Wayyyy earlier Lind asked why people don't comply with orders.
People were yelling at this dazed, unsuspecting man to put his hands up. And he got shot for putting his hands up, albeit quickly and after some fumbling.
Cops protect us. Their jobs are dangerous. Still, they need to be held to a higher standard than the people they protect and serve. They go into a situation:
Sober
Trained
Mentally fit, ostensibly
Physically fit
Prepared for confrontation
They are up against people who may be legally intoxicated, are entirely untrained in conflict situations, have unknown mental health status (lots of focus on race with police brutality,
People with mental illness 16 times more likely to be killed by police that's a fun read and the title is self explanatory), physically unable to comply with certain orders, and especially in the case of innocent people, completely caught off guard.

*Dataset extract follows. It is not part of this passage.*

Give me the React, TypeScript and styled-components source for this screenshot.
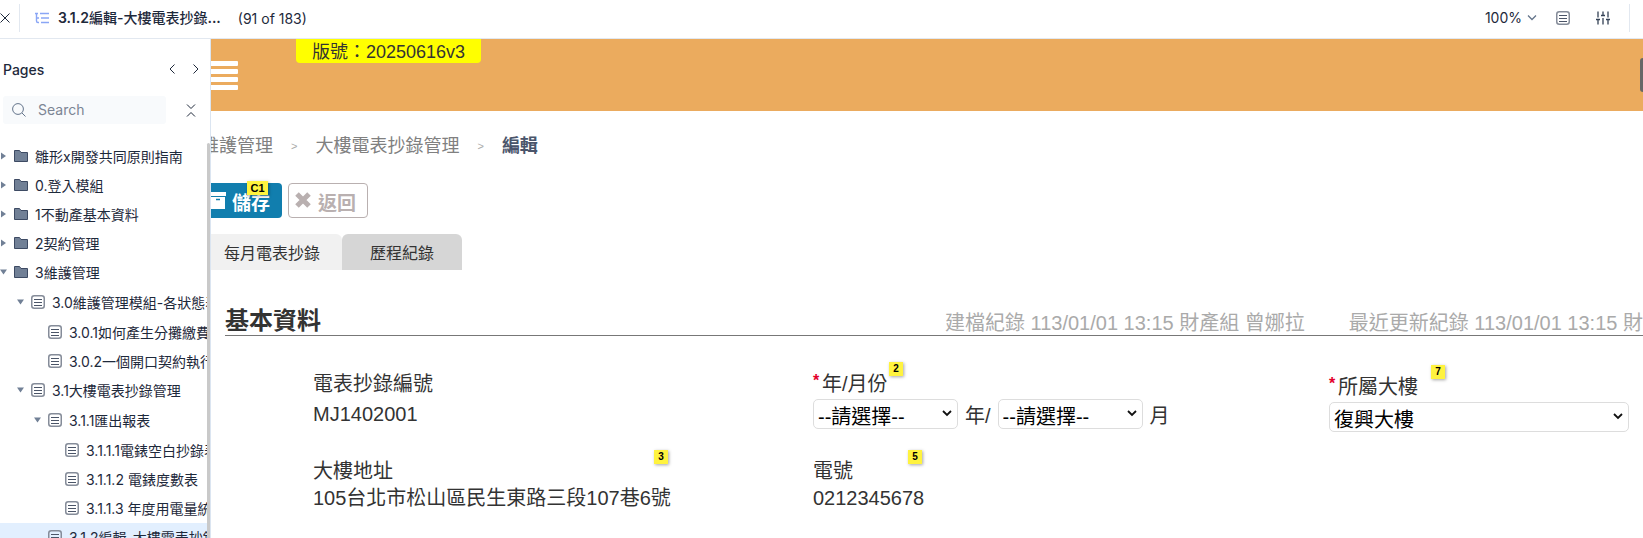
import React from "react";
import styled, { createGlobalStyle, css } from "styled-components";

const uiFont = `Inter, "Noto Sans CJK TC", sans-serif`;
const pageFont = `"Liberation Sans", "Noto Sans CJK TC", sans-serif`;

const GlobalStyle = createGlobalStyle`
  *, *::before, *::after { box-sizing: border-box; }
  body { margin: 0; background: #fff; overflow: hidden; }
  button, input, select { font: inherit; margin: 0; }
  button { cursor: pointer; }
`;

const Shell = styled.div`
  display: flex;
  flex-direction: column;
  height: 100vh;
  font-family: ${uiFont};
  font-size: 14px;
  color: #1e293b;
`;

/* Top bar */

const TopBar = styled.header`
  display: flex;
  flex: none;
  align-items: center;
  height: 39px;
  padding: 0 13px 2px 0;
  border-bottom: 1px solid #e2e8f0;
  white-space: nowrap;
`;

const IconButton = styled.button`
  display: flex;
  flex: none;
  padding: 0;
  border: 0;
  background: none;
  color: #1e293b;
`;

const Divider = styled.span`
  width: 1px;
  height: 28px;
  background: #e2e8f0;
`;

const TitleGroup = styled.div`
  display: flex;
  flex: 1;
  align-items: center;
  gap: 9px;
  margin-left: 15px;
`;

const DocTitle = styled.h1`
  margin: 0 8px 0 0;
  font-size: 14px;
  line-height: 20px;
  font-weight: 600;
`;

const DocName = styled.span`
  font-weight: 500;
`;

const CloseButton = styled(IconButton)`
  margin-right: 9px;
`;

const Tools = styled.div`
  display: flex;
  align-items: center;
  gap: 19px;
`;

const ToolIcons = styled.div`
  display: flex;
  align-items: center;
  gap: 26px;
`;

const ZoomButton = styled(IconButton)`
  align-items: center;
  gap: 5px;
  line-height: 20px;
`;

/* Sidebar */

const Body = styled.div`
  display: flex;
  flex: 1;
  min-height: 0;
`;

const Sidebar = styled.aside`
  display: flex;
  flex: none;
  flex-direction: column;
  width: 211px;
  border-right: 1px solid #dbe5f1;
`;

const PagesHeader = styled.div`
  display: flex;
  align-items: center;
  justify-content: space-between;
  height: 57px;
  padding: 5px 11px 0 3px;
`;

const PagesTitle = styled.h2`
  margin: 0;
  font-size: 14px;
  line-height: 20px;
  font-weight: 500;
`;

const PagerButtons = styled.div`
  display: flex;
  gap: 18px;
  padding-bottom: 3px;
`;

const SearchRow = styled.div`
  display: flex;
  align-items: center;
  justify-content: space-between;
  padding: 0 14px 0 3px;
`;

const SearchBox = styled.label`
  display: flex;
  align-items: center;
  gap: 12px;
  width: 163px;
  height: 28px;
  padding: 0 9px;
  border-radius: 3px;
  background: #f8fafc;
`;

const SearchInput = styled.input`
  flex: 1;
  min-width: 0;
  padding: 0;
  border: 0;
  outline: 0;
  background: none;
  line-height: 20px;
  &::placeholder { color: #7c8594; opacity: 1; }
`;

const TreeArea = styled.nav`
  display: flex;
  flex: 1;
  min-height: 0;
  padding-top: 18px;
  overflow: hidden;
`;

const TreeScroll = styled.div`
  flex: 1;
  min-width: 0;
  overflow: hidden;
`;

const ScrollThumb = styled.div`
  flex: none;
  width: 3px;
  margin-top: 1px;
  border-radius: 3px 3px 0 0;
  background: #c9c9c9;
`;

const TreeList = styled.ul`
  margin: 0;
  padding: 0;
  list-style: none;
  & & { padding-top: 1px; }
`;

const TreeRow = styled.a<{ $level: number; $active?: boolean }>`
  display: flex;
  align-items: center;
  gap: 7px;
  height: 29px;
  padding-bottom: 2px;
  padding-left: ${(p) => p.$level * 17}px;
  background: ${(p) => (p.$active ? "#e2effe" : "transparent")};
  color: #1e293b;
  text-decoration: none;
  white-space: nowrap;
  svg { flex: none; }
`;

/* Prototype page */

const Page = styled.main`
  flex: 1;
  min-width: 0;
  overflow: hidden;
  font-family: ${pageFont};
  color: #333;
`;

const Banner = styled.div`
  display: flex;
  align-items: flex-start;
  height: 72px;
  background: #ebab5e;
`;

const MenuButton = styled.button`
  display: flex;
  flex-direction: column;
  gap: 3px;
  width: 27px;
  margin-top: 22px;
  padding: 0;
  border: 0;
  background: none;
`;

const MenuBar = styled.span`
  width: 100%;
  height: 5px;
  border-radius: 0 1px 1px 0;
  background: #fff;
`;

const Version = styled.div`
  margin-left: 58px;
  padding: 2px 16px 0;
  border-radius: 0 0 4px 4px;
  background: #ff0;
  font-size: 18px;
  line-height: 22px;
`;

const EdgeButton = styled.button`
  width: 3px;
  height: 34px;
  margin: 19px 0 0 auto;
  padding: 0;
  border: 0;
  border-radius: 5px 0 0 5px;
  background: #666;
`;

const Crumbs = styled.nav`
  display: flex;
  align-items: center;
  gap: 18px;
  margin: 22px 0 0 -10px;
  font-size: 18px;
  line-height: 26px;
  white-space: nowrap;
`;

const Crumb = styled.a`
  color: #808080;
  text-decoration: none;
`;

const CrumbMark = styled.span`
  font-size: 11px;
  color: #aaa;
`;

const CurrentCrumb = styled.strong`
  color: #4a556b;
`;

const Actions = styled.div`
  display: flex;
  gap: 6px;
  margin-top: 24px;
`;

const ActionButton = styled.button<{ $primary?: boolean }>`
  position: relative;
  display: flex;
  align-items: center;
  gap: 6px;
  height: 35px;
  font-size: 19px;
  line-height: 28px;
  font-weight: 700;
  svg { flex: none; }
  ${(p) =>
    p.$primary
      ? css`
          padding: 6px 12px 0 0;
          border: 0;
          border-radius: 0 4px 4px 0;
          background: #117eae;
          color: #fff;
        `
      : css`
          padding: 6px 11px 0 5px;
          border: 1px solid #b9b0b0;
          border-radius: 4px;
          background: #fff;
          color: #b9b0b0;
        `}
`;

const ButtonIcon = styled.span`
  display: flex;
  padding-bottom: 7px;
`;

const Note = styled.span<{ $left: number; $top: number; $wide?: boolean }>`
  position: absolute;
  left: ${(p) => p.$left}px;
  top: ${(p) => p.$top}px;
  width: ${(p) => (p.$wide ? 21 : 14)}px;
  height: 14px;
  background: #fff33f;
  box-shadow: 1px 1px 3px rgba(0, 0, 0, 0.35);
  color: #000;
  font-size: ${(p) => (p.$wide ? 11 : 10)}px;
  line-height: 14px;
  font-weight: 700;
  text-align: center;
`;

const Tabs = styled.div`
  display: flex;
  margin-top: 16px;
`;

const Tab = styled.button<{ $selected?: boolean }>`
  height: 36px;
  padding: ${(p) => (p.$selected ? "0 22px 0 13px" : "0 28px")};
  border: 0;
  border-radius: ${(p) => (p.$selected ? "0 6px 0 0" : "6px 6px 0 0")};
  background: ${(p) => (p.$selected ? "#f1f1f1" : "#d6d6d6")};
  color: #333;
  font-size: 16px;
`;

const SectionHead = styled.div`
  display: grid;
  grid-template-columns: 720fr 698fr;
  align-items: end;
  height: 66px;
  margin-left: 14px;
  border-bottom: 1px solid #777;
  white-space: nowrap;
`;

const SectionTitle = styled.h3`
  margin: 0;
  font-size: 24px;
  line-height: 28px;
`;

const Records = styled.div`
  display: flex;
  gap: 44px;
  min-width: 0;
  color: #aaa;
  font-size: 20px;
  line-height: 24px;
`;

const Fields = styled.div`
  display: grid;
  grid-template-columns: minmax(0, 500fr) minmax(0, 516fr) minmax(0, 300fr);
  row-gap: 24px;
  margin-left: 14px;
  padding: 34px 14px 0 88px;
  font-size: 20px;
  line-height: 28px;
  white-space: nowrap;
`;

const Field = styled.div<{ $lower?: boolean }>`
  position: relative;
  padding-top: ${(p) => (p.$lower ? 3 : 0)}px;
`;

const FieldLabel = styled.label<{ $tight?: boolean }>`
  display: flex;
  align-items: flex-start;
  height: ${(p) => (p.$tight ? 26 : 29)}px;
`;

const Required = styled.span`
  width: 9px;
  color: #e3002b;
  font-size: 16px;
  font-weight: 700;
  line-height: 22px;
`;

const FieldValue = styled.div`
  padding-top: 1px;
`;

const Choices = styled.div`
  display: flex;
  align-items: flex-start;
  gap: 7px;
`;

const SelectBox = styled.div<{ $full?: boolean }>`
  position: relative;
  width: ${(p) => (p.$full ? "100%" : "145px")};
  height: 30px;
  svg {
    position: absolute;
    top: 11px;
    right: 6px;
    pointer-events: none;
  }
`;

const Select = styled.select`
  appearance: none;
  width: 100%;
  height: 100%;
  padding: 6px 20px 0 4px;
  border: 1px solid #ddd;
  border-radius: 5px;
  background: #fff;
  color: #000;
  font-size: 20px;
  line-height: 22px;
`;

const Unit = styled.span`
  line-height: 34px;
`;

/* Icons */

const Svg = ({ w, h, children }: { w: number; h: number; children: React.ReactNode }) => (
  <svg width={w} height={h} viewBox={`0 0 ${w} ${h}`} fill="none" stroke="currentColor" aria-hidden="true">
    {children}
  </svg>
);

const PageIcon = () => (
  <Svg w={14} h={14}>
    <rect x="0.75" y="0.75" width="12.5" height="12.5" rx="2.5" stroke="#858c99" strokeWidth="1.5" />
    <path d="M3 4.500h8M3 7.500h8M3 10.500h8" stroke="#4b5568" />
  </Svg>
);

const FolderIcon = () => (
  <Svg w={14} h={14}>
    <path d="M0.5 12.5v-11h5l1.5 2h6.5v9z" fill="#718096" stroke="#3d4a63" />
  </Svg>
);

const Arrow = ({ state }: { state?: "open" | "closed" }) => (
  <Svg w={7} h={8}>
    {state === "open" && <path d="M0 1.5h7L3.5 6.5z" fill="#718096" stroke="none" />}
    {state === "closed" && <path d="M1 0.5v7L6 4z" fill="#718096" stroke="none" />}
  </Svg>
);

const SelectArrow = () => (
  <Svg w={10} h={7}>
    <path d="M1 1l4 4 4-4" stroke="#111" strokeWidth="1.8" />
  </Svg>
);

type Item = { text: string; open?: boolean; active?: boolean; children?: Item[] };

const pages: Item[] = [
  { text: "雛形x開發共同原則指南", open: false },
  { text: "0.登入模組", open: false },
  { text: "1不動產基本資料", open: false },
  { text: "2契約管理", open: false },
  {
    text: "3維護管理",
    open: true,
    children: [
      {
        text: "3.0維護管理模組-各狀態表",
        open: true,
        children: [{ text: "3.0.1如何產生分攤繳費單" }, { text: "3.0.2一個開口契約執行" }],
      },
      {
        text: "3.1大樓電表抄錄管理",
        open: true,
        children: [
          {
            text: "3.1.1匯出報表",
            open: true,
            children: [
              { text: "3.1.1.1電錶空白抄錄表" },
              { text: "3.1.1.2 電錶度數表" },
              { text: "3.1.1.3 年度用電量統計" },
            ],
          },
          { text: "3.1.2編輯-大樓電表抄錄", active: true },
        ],
      },
    ],
  },
];

const Tree = ({ items, level = 0 }: { items: Item[]; level?: number }) => (
  <TreeList>
    {items.map((item) => (
      <li key={item.text}>
        <TreeRow href="#" $level={level} $active={item.active}>
          <Arrow state={item.open === undefined ? undefined : item.open ? "open" : "closed"} />
          {level === 0 ? <FolderIcon /> : <PageIcon />}
          {item.text}
        </TreeRow>
        {item.children && <Tree items={item.children} level={level + 1} />}
      </li>
    ))}
  </TreeList>
);

export default function App() {
  return (
    <Shell>
      <GlobalStyle />
      <TopBar>
        <CloseButton aria-label="Close">
          <Svg w={10} h={10}>
            <path d="M0.5 0.5l9 9M9.5 0.5l-9 9" />
          </Svg>
        </CloseButton>
        <Divider />
        <TitleGroup>
          <Svg w={14} h={12}>
            <path d="M0 1.5h3M5 1.5h9M6 6h8M6 10.5h8" stroke="#8aa6f5" strokeWidth="1.6" />
            <path d="M1.5 2v7q0 1.5 1.5 1.5h1M1.5 6h2.5" stroke="#8aa6f5" strokeWidth="1.4" />
          </Svg>
          <DocTitle>
            3.1.2<DocName>編輯-大樓電表抄錄</DocName>...
          </DocTitle>
          <span>(91 of 183)</span>
        </TitleGroup>
        <Tools>
          <ZoomButton>
            100%
            <Svg w={10} h={6}>
              <path d="M1 0.5l4 4 4-4" stroke="#64748b" strokeWidth="1.3" />
            </Svg>
          </ZoomButton>
          <ToolIcons>
            <IconButton aria-label="Notes">
              <PageIcon />
            </IconButton>
            <IconButton aria-label="Settings">
              <Svg w={14} h={14}>
                <path
                  d="M2 0.5v6M0 8.5h4M2 8.5v5M7 0.5v4M5 4.5h4M7 7v6.5M12 0.5v6M10 8.5h4M12 8.5v5"
                  stroke="#334155"
                  strokeWidth="1.3"
                />
              </Svg>
            </IconButton>
          </ToolIcons>
          <Divider />
        </Tools>
      </TopBar>
      <Body>
        <Sidebar>
          <PagesHeader>
            <PagesTitle>Pages</PagesTitle>
            <PagerButtons>
              <IconButton aria-label="Previous page">
                <Svg w={6} h={10}>
                  <path d="M5.5 0.5L1 5l4.5 4.5" />
                </Svg>
              </IconButton>
              <IconButton aria-label="Next page">
                <Svg w={6} h={10}>
                  <path d="M0.5 0.5L5 5L0.5 9.5" />
                </Svg>
              </IconButton>
            </PagerButtons>
          </PagesHeader>
          <SearchRow>
            <SearchBox>
              <Svg w={14} h={14}>
                <circle cx="6" cy="6" r="5.4" stroke="#64748b" />
                <path d="M10 10l3.5 3.5" stroke="#64748b" />
              </Svg>
              <SearchInput placeholder="Search" aria-label="Search pages" />
            </SearchBox>
            <IconButton aria-label="Collapse all">
              <Svg w={10} h={13}>
                <path d="M1 0.5l4 4 4-4M1 12.5l4-4 4 4" />
              </Svg>
            </IconButton>
          </SearchRow>
          <TreeArea>
            <TreeScroll>
              <Tree items={pages} />
            </TreeScroll>
            <ScrollThumb />
          </TreeArea>
        </Sidebar>
        <Page>
          <Banner>
            <MenuButton aria-label="Menu">
              <MenuBar />
              <MenuBar />
              <MenuBar />
              <MenuBar />
            </MenuButton>
            <Version>版號：20250616v3</Version>
            <EdgeButton aria-label="Open panel" />
          </Banner>
          <Crumbs>
            <Crumb href="#">維護管理</Crumb>
            <CrumbMark>&gt;</CrumbMark>
            <Crumb href="#">大樓電表抄錄管理</Crumb>
            <CrumbMark>&gt;</CrumbMark>
            <CurrentCrumb>編輯</CurrentCrumb>
          </Crumbs>
          <Actions>
            <ActionButton $primary>
              <ButtonIcon>
                <Svg w={15} h={17}>
                  <path d="M0 0h15v4H0zM0 5h14v12H0z" fill="#fff" stroke="none" />
                  <path d="M5 7.5h4" stroke="#117eae" strokeWidth="1.5" />
                </Svg>
              </ButtonIcon>
              儲存
              <Note $wide $left={36} $top={-2}>C1</Note>
            </ActionButton>
            <ActionButton>
              <ButtonIcon>
                <Svg w={18} h={18}>
                  <path d="M3 3l12 12M15 3L3 15" strokeWidth="5" />
                </Svg>
              </ButtonIcon>
              返回
            </ActionButton>
          </Actions>
          <Tabs role="tablist">
            <Tab role="tab" aria-selected="true" $selected>每月電表抄錄</Tab>
            <Tab role="tab" aria-selected="false">歷程紀錄</Tab>
          </Tabs>
          <SectionHead>
            <SectionTitle>基本資料</SectionTitle>
            <Records>
              <span>建檔紀錄 113/01/01 13:15 財產組 曾娜拉</span>
              <span>最近更新紀錄 113/01/01 13:15 財產組 曾娜拉</span>
            </Records>
          </SectionHead>
          <Fields>
            <Field>
              <FieldLabel as="div">電表抄錄編號</FieldLabel>
              <FieldValue>MJ1402001</FieldValue>
            </Field>
            <Field>
              <FieldLabel htmlFor="year">
                <Required>*</Required>年/月份
              </FieldLabel>
              <Choices>
                <SelectBox>
                  <Select id="year">
                    <option>--請選擇--</option>
                  </Select>
                  <SelectArrow />
                </SelectBox>
                <Unit>年/</Unit>
                <SelectBox>
                  <Select aria-label="月">
                    <option>--請選擇--</option>
                  </Select>
                  <SelectArrow />
                </SelectBox>
                <Unit>月</Unit>
              </Choices>
              <Note $left={76} $top={-8}>2</Note>
            </Field>
            <Field $lower>
              <FieldLabel htmlFor="building">
                <Required>*</Required>所屬大樓
              </FieldLabel>
              <SelectBox $full>
                <Select id="building">
                  <option>復興大樓</option>
                </Select>
                <SelectArrow />
              </SelectBox>
              <Note $left={102} $top={-5}>7</Note>
            </Field>
            <Field>
              <FieldLabel as="div" $tight>大樓地址</FieldLabel>
              <FieldValue>105台北市松山區民生東路三段107巷6號</FieldValue>
              <Note $left={341} $top={-7}>3</Note>
            </Field>
            <Field>
              <FieldLabel as="div" $tight>電號</FieldLabel>
              <FieldValue>0212345678</FieldValue>
              <Note $left={95} $top={-7}>5</Note>
            </Field>
          </Fields>
        </Page>
      </Body>
    </Shell>
  );
}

There is no reasonable way to argue that the burden of responsibility here lies on untrained civilians to react perfectly to an extremely stressful event like this. Back when I was taking medication that made me prone to seizures, the lights on police cars gave me a seizure once while an officer was questioning me. I seemed hella shady because he couldn't get a clear answer from me because I was going into a seizure. And a cop can't possibly know that. Any and all non lethal means should be used first, not second, because no one can know how capable someone is of following orders perfectly under stress.
This isn't to say cops are evil. They put their lives on the line. They just want to get home to their families. But I do too. I want my husband to come home to me if he goes to the door at night to check on something while tired and confused. I love the man, but when he is exhausted he cannot follow what is going on.
It's frustrating for many reasons, but also because there is some evidence that de escalation training greatly reduces this.
https://www.bostonglobe.com/opinion/201 ... story.htmlThere was a
story not too long ago about a cop who was disciplined for not shooting someone who was trying to suicide by cop. No one was hurt, the guy didn't pose a real threat in the first officer's opinion, but because an officer who arrived at the scene later thought he did, he shot the man and the officer originally at the scene was the one who got in trouble. That first officer was a military vet and there is a reason military vets who become cops tend not to shoot recklessly - they have extensive training in combat situations.
This lack of vital training hurts everyone. No police officer wants to go home to his wife and kids and say, "Today, I shot someone else's daddy." This is criminal and allowing it to continue is of no benefit to genuinely good men and women who put their lives on the line. And it's certainly of no benefit to little kids and widows and bereaved parents whose loved ones were slaughtered but who can get no justice because we set our standards higher for civilians than we do for the people who are supposed to protect them.
It is smart to comply and surely there are people who deliberately don't, but a lot of these people are doing their best and just cannot keep up with what is demanded of them for whatever reason.